Find each line containing the string "that". Copy it.

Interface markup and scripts
==============================
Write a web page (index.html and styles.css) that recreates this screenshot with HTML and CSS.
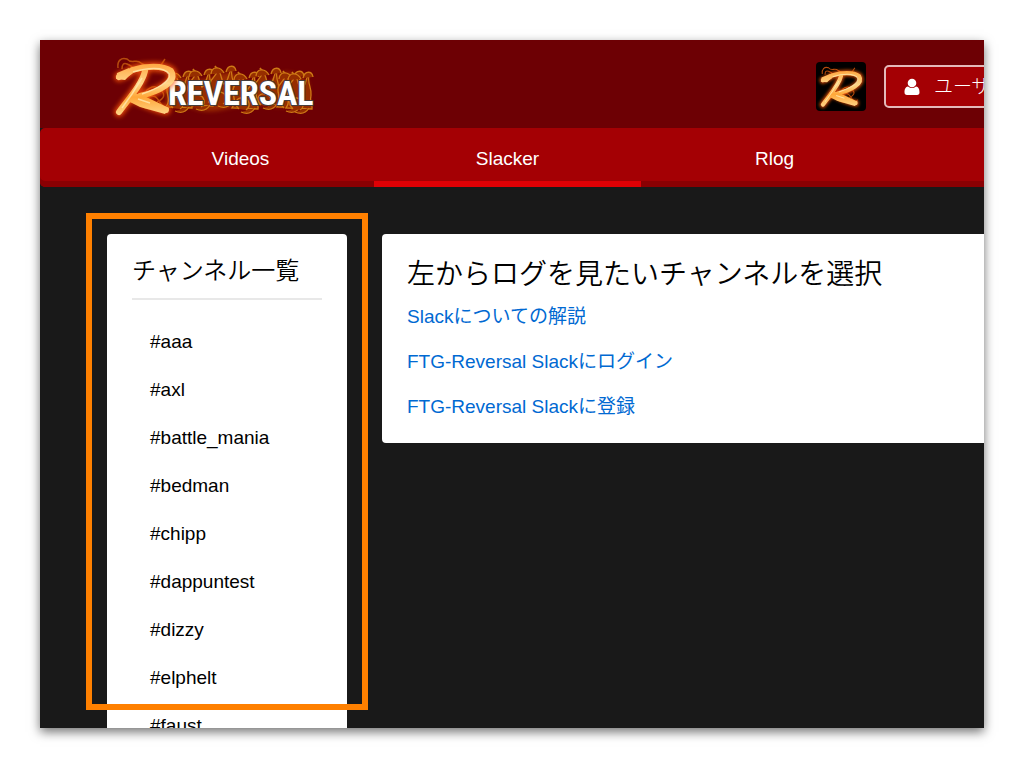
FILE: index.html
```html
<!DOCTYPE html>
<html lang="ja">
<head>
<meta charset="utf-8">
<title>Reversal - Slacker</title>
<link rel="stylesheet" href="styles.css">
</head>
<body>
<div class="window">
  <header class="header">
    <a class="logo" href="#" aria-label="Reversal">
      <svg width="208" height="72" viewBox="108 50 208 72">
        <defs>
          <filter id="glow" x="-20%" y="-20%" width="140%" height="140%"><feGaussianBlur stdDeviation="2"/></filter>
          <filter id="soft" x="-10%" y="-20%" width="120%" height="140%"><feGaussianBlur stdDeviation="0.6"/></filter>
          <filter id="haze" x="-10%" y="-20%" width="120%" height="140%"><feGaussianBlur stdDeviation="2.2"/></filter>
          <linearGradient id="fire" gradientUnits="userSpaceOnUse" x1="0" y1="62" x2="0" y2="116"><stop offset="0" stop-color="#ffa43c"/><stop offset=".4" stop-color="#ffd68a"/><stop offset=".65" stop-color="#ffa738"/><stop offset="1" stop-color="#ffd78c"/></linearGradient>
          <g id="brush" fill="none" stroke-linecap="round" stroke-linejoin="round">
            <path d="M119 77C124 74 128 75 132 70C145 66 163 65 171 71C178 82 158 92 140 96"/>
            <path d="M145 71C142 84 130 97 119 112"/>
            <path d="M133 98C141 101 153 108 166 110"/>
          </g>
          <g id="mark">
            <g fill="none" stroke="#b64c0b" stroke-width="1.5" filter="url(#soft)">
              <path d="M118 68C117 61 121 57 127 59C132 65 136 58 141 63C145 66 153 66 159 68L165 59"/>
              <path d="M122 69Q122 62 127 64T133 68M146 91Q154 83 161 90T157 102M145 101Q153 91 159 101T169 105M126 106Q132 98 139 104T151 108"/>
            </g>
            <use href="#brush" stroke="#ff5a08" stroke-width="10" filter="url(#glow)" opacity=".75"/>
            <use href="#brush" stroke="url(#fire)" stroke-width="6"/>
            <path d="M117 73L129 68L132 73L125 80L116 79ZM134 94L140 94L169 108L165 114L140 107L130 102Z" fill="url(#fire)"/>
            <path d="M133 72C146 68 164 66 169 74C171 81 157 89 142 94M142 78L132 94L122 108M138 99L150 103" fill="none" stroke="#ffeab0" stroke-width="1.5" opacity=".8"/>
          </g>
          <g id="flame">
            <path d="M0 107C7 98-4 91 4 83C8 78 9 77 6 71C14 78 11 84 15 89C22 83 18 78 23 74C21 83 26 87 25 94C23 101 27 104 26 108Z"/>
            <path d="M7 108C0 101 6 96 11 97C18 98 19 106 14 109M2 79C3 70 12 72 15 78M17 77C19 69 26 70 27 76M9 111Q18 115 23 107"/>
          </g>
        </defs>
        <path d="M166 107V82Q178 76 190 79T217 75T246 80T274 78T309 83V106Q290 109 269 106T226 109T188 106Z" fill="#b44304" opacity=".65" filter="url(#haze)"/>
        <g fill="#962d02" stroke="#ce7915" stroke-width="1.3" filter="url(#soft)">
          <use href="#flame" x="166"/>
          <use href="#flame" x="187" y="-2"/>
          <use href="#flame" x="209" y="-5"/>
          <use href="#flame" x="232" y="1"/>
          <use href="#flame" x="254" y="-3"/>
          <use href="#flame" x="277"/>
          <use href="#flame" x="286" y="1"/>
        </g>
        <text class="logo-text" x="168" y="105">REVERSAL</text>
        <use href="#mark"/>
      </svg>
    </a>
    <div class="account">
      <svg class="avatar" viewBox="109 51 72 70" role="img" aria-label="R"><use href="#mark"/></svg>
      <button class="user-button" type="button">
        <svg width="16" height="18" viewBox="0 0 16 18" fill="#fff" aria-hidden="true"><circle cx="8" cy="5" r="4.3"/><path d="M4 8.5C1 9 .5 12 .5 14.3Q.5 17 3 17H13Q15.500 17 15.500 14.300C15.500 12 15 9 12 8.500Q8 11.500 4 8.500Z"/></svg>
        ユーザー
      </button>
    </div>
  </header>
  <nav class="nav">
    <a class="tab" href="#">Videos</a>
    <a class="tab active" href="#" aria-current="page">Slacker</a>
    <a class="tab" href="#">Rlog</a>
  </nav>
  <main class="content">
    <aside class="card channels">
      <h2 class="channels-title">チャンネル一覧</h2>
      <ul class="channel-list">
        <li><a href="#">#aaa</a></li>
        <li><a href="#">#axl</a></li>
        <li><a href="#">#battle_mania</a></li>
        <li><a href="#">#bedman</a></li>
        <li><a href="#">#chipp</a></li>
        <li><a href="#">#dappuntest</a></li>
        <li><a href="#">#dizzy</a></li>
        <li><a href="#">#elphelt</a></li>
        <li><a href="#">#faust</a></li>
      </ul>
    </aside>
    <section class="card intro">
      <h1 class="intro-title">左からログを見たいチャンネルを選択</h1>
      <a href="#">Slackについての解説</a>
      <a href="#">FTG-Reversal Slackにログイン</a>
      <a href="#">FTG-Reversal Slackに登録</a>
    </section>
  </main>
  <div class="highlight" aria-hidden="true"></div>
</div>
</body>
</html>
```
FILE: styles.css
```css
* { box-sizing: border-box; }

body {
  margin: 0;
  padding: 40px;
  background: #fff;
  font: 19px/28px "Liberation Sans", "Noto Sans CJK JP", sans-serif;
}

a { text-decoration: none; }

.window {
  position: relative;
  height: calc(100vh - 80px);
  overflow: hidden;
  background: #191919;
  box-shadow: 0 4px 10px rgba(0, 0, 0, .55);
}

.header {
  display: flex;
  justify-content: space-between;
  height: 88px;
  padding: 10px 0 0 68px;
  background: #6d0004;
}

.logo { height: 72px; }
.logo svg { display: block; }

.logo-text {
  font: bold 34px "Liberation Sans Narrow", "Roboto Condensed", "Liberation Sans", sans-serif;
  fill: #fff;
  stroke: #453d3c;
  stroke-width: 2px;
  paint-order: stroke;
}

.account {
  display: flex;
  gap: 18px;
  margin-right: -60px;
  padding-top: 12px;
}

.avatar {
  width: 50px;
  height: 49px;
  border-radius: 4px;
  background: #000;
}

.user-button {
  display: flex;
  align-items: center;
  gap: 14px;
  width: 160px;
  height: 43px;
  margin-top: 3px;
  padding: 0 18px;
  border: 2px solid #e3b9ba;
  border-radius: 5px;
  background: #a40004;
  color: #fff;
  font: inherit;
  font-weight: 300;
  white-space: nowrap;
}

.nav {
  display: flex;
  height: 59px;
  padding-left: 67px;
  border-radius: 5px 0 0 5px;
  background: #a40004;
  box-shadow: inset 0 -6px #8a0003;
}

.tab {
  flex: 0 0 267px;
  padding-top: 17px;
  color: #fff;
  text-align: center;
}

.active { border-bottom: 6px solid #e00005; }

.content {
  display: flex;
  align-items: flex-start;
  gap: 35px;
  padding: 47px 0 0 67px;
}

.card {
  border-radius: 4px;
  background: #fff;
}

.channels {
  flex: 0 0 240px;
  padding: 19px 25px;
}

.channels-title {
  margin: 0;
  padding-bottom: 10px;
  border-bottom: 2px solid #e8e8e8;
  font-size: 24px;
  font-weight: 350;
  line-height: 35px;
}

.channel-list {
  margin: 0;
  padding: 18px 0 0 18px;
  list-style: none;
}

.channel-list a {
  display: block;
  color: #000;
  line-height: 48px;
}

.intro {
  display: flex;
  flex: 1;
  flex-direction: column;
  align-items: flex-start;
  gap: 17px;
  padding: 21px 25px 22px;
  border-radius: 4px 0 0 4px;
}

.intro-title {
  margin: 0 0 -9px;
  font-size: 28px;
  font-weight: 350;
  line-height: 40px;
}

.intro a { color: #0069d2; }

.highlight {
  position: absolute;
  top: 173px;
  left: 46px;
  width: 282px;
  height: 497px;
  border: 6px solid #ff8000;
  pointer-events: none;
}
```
==============================
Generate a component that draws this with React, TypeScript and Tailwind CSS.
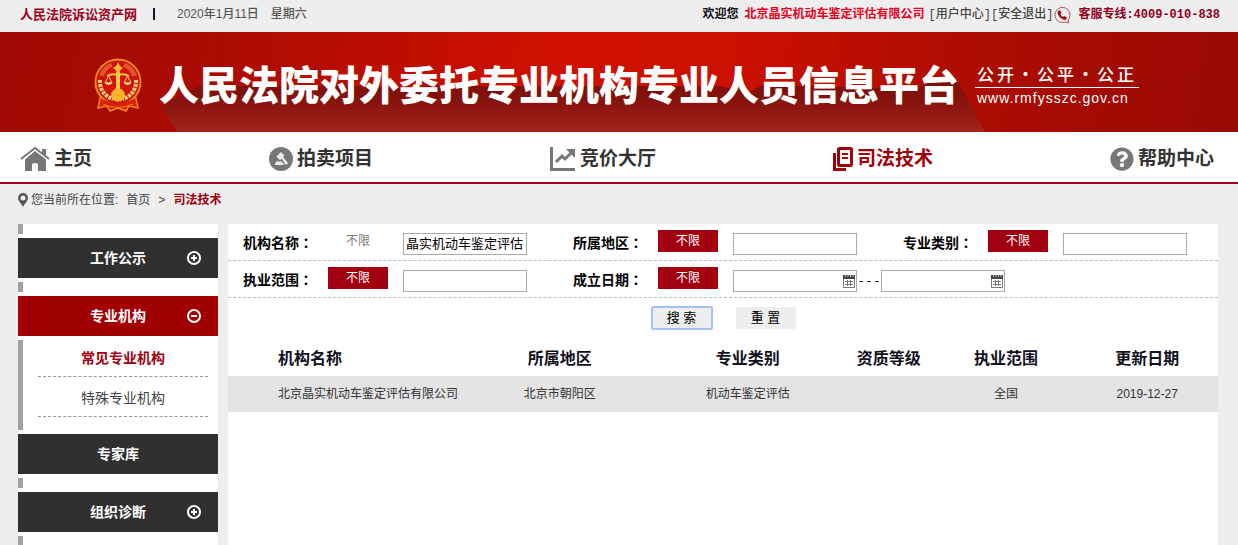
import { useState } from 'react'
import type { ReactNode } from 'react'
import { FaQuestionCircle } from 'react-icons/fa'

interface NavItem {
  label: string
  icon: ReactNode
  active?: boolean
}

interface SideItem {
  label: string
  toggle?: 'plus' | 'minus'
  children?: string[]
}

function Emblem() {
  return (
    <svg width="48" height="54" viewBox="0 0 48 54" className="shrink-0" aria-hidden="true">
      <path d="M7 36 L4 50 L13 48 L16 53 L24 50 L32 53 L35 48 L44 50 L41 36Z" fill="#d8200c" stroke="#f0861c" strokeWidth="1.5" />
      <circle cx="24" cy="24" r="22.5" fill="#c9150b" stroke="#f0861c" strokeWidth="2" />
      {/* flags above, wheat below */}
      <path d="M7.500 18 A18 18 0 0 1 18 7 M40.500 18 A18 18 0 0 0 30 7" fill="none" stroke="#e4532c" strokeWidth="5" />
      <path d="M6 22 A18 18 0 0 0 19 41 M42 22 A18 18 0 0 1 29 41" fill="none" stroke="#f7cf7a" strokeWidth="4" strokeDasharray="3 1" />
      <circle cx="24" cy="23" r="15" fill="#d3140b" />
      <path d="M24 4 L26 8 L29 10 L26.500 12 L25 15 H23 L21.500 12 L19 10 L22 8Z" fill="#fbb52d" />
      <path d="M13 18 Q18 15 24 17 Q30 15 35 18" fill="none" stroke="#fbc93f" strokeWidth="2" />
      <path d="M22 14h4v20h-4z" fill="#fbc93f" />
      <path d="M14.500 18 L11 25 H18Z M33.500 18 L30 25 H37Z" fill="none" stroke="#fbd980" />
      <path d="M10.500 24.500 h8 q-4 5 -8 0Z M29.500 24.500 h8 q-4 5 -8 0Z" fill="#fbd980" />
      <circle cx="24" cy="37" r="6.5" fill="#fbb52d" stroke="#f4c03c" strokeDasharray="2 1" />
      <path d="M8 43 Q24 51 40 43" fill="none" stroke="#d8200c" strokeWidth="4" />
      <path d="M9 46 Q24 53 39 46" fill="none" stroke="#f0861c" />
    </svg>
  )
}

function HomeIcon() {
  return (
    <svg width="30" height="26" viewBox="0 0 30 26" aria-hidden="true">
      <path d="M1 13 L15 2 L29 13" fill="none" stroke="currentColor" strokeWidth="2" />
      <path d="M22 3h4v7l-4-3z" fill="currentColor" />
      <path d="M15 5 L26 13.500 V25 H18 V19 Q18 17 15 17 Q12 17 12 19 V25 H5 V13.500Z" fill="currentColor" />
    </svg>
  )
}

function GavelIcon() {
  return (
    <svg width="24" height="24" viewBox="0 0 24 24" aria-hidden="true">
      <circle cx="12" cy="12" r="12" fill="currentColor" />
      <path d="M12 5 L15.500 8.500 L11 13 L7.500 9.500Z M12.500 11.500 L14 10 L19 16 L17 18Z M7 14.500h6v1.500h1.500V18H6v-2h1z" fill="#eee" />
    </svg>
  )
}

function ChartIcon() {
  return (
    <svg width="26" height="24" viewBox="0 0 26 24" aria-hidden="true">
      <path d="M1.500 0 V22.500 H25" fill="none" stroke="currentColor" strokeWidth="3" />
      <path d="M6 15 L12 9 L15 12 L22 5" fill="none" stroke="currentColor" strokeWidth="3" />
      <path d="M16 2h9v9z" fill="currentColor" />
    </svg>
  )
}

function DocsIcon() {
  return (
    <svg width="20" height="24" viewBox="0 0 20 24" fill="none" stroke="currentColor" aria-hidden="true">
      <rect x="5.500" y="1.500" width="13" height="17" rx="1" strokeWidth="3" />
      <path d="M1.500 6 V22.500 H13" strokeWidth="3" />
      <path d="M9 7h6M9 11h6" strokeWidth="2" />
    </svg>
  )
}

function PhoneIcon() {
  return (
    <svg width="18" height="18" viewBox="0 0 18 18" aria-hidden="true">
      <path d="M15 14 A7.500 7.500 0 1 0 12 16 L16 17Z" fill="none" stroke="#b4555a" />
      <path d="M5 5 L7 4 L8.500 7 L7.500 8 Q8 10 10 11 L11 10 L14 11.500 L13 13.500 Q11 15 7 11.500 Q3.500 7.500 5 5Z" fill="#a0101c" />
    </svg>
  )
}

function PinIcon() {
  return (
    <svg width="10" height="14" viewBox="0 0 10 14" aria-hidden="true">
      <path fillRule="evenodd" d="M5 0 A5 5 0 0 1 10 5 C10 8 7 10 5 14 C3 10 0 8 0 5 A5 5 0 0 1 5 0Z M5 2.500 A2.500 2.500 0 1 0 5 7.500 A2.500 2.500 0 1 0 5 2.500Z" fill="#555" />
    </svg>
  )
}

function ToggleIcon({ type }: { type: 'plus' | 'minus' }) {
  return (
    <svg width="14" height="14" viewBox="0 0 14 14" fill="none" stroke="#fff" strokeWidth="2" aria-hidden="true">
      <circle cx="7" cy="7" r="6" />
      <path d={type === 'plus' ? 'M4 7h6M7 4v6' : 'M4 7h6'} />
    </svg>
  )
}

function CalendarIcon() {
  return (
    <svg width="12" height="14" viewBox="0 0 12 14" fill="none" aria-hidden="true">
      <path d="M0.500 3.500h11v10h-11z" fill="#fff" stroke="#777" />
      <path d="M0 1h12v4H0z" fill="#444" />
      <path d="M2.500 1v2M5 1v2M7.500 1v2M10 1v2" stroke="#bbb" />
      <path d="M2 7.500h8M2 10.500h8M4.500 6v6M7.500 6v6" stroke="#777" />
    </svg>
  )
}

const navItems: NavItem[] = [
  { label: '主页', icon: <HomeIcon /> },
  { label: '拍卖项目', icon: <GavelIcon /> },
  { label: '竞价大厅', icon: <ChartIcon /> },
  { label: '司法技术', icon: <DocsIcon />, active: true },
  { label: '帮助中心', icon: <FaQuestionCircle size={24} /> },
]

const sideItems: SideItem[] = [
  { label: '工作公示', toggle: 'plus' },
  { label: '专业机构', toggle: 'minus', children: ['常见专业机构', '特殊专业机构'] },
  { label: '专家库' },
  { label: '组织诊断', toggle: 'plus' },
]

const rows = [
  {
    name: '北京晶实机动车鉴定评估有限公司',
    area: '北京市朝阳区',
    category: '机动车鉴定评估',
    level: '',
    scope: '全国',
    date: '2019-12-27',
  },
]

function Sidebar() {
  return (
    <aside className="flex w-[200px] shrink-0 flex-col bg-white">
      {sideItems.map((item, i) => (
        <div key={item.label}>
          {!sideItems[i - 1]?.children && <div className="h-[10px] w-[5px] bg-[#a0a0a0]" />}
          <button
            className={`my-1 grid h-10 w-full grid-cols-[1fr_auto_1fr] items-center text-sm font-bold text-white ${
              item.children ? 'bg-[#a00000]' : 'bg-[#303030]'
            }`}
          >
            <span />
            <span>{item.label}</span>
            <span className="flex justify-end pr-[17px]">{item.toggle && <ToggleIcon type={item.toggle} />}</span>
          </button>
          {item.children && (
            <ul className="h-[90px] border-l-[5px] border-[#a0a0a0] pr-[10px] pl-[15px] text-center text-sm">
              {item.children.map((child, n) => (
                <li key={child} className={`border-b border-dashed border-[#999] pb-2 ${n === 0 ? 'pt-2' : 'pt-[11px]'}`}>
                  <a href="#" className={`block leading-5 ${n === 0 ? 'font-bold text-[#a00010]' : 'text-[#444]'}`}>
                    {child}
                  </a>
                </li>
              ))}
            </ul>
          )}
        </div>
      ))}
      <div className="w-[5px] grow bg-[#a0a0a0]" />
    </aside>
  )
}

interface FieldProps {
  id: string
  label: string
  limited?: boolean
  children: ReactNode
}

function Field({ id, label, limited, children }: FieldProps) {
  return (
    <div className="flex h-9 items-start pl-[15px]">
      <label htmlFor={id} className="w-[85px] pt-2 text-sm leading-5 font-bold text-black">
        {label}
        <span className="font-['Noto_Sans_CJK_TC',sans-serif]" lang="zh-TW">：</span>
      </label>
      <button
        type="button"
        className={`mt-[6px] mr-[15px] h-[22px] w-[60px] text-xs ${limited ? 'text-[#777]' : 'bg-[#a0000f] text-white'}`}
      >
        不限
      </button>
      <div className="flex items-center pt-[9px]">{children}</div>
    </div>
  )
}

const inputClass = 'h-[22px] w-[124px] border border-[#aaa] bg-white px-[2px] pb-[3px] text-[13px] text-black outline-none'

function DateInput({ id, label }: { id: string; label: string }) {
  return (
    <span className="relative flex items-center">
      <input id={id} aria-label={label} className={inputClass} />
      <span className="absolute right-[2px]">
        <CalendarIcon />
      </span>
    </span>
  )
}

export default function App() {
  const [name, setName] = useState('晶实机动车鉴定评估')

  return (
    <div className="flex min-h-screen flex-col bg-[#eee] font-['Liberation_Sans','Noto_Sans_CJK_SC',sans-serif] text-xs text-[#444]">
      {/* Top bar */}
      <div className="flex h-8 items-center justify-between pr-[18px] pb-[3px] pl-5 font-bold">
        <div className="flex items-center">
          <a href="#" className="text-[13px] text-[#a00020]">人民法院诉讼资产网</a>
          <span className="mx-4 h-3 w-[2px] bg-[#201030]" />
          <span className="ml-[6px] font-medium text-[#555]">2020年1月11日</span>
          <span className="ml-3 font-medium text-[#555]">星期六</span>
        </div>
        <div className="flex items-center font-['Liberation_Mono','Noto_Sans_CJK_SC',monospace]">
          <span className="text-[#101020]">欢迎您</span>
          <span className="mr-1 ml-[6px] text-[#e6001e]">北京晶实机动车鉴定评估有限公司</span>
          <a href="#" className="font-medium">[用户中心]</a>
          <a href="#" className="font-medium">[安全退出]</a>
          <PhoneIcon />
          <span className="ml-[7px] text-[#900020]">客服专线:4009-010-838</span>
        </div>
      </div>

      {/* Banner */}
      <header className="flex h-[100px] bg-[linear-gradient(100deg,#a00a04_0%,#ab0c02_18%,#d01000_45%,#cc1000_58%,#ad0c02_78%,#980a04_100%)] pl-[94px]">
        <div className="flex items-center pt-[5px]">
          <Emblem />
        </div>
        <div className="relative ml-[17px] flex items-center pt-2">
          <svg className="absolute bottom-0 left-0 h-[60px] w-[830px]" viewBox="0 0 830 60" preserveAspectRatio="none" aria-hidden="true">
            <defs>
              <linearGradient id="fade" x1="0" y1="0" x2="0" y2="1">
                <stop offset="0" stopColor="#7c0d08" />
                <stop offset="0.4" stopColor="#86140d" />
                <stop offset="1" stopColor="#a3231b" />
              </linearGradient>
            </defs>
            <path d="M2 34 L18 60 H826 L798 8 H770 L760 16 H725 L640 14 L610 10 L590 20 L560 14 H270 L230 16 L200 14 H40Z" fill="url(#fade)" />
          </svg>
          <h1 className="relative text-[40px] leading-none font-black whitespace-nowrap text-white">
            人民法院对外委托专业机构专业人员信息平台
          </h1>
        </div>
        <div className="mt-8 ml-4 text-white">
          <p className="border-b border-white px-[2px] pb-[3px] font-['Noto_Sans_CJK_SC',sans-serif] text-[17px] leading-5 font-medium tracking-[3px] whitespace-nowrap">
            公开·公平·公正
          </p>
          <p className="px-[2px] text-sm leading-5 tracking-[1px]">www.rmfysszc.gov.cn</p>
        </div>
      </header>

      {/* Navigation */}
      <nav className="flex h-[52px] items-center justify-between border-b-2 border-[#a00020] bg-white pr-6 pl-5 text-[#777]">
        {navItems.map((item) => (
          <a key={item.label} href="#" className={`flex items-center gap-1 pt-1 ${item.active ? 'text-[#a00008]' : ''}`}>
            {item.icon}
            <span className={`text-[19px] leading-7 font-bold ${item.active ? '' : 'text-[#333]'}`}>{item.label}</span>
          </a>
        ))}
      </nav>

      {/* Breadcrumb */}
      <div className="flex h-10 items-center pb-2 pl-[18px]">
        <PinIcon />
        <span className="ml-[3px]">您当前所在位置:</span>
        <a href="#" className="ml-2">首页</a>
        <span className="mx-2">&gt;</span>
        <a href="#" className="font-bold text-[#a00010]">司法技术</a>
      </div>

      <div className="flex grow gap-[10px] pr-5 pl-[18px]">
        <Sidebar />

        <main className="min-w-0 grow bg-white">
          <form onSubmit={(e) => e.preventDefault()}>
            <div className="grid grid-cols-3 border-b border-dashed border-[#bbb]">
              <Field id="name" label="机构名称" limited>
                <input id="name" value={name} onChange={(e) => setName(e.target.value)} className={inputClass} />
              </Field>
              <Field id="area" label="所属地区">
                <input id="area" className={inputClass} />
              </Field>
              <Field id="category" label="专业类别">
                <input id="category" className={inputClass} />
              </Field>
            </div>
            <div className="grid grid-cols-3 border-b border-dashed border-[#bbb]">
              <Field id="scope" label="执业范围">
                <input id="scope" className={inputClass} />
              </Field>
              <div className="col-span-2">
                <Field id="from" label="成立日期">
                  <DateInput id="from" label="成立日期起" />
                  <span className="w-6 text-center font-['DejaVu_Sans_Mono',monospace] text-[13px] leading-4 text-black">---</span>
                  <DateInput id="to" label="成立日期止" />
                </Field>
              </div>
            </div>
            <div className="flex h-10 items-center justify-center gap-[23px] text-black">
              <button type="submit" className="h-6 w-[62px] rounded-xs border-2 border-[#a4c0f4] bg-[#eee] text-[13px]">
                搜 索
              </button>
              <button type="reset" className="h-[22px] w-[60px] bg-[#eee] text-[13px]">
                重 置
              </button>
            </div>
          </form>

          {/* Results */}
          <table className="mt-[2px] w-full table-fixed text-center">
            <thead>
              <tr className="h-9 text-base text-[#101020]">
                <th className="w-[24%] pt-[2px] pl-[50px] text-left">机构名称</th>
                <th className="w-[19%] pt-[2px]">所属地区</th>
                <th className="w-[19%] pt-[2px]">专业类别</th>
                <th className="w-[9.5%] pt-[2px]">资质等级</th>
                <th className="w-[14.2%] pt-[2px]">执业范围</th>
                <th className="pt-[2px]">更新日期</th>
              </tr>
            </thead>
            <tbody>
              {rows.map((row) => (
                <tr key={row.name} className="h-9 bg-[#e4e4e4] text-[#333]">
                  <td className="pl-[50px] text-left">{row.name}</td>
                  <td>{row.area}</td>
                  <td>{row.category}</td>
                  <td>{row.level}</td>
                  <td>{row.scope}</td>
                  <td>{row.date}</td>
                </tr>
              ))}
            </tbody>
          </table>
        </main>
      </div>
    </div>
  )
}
==============================
Solution for this exercise:
Write a web page (index.html and styles.css) that recreates this screenshot with HTML and CSS.
Generate a component that draws this with React, TypeScript and Tailwind CSS.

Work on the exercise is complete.